Quick Response Restoration, a disaster cleanup company located in Saratoga County, N.Y., helped Sportime rebuild after a fire caused significant damage to the business.
The fire at SPORTIME Schenectady was worse that many people knew. The fire started after a bucket truck driving on the highway behind the building struck a wire, triggering an arc from a transformer that set off a fire inside the tennis club.
The fire burned so hot, metal beams above the lobby melted and twisted. Smoke ruined the insulation on the roof structure covering the main tennis courts and water from the fire houses damaged the playing surface.
Quick Response arrived in less than 24 hours and helped Sportime create a recovery plan that allowed the club to partially serve members on outdoor courts and inside the tennis bubble, and open enough areas to allow Sportime summer camps to go on as planned.

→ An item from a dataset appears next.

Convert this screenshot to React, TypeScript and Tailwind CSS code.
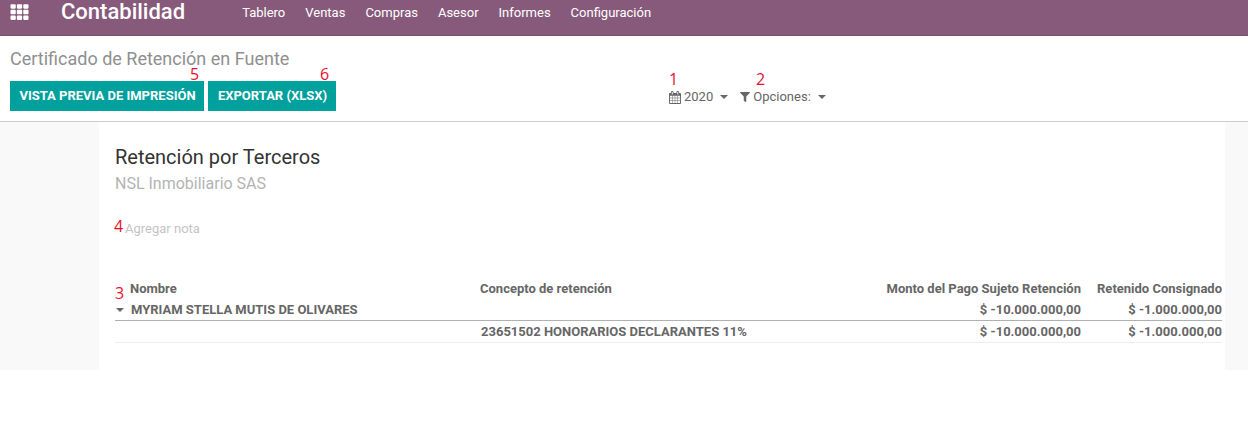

Fabian Johnston, executive director of Quick Response, called Sportime creative in their efforts to keep the doors open. Sportime credited the speed and flexibility of Quick Response for their success.
Reconstruction is still underway, but Sportime just unveiled five new, dedicated pickleball courts that took over a section of tennis courts damaged by the fire. Quick Response is sponsoring a pickleball tournament that will take place on the new courts.
Quick Response was founded 30 years ago by Vince Lorenzo Sr., who had been in the home construction business. Vince Lorenzo Jr. is now CEO.
The company’s roots began with disaster mitigation in residential settings but has grown into a large operation that handles commercial disasters as well as national disasters. Quick Response sends crews to hurricane-damaged areas, though most of their jobs are within an hour and a half of Albany in the Greater Capital Region.
Quick Response has a fleet of 50 vehicles, including excavators and demo equipment. The number of employees range from 50 to 100 during the winter – frozen pipe season.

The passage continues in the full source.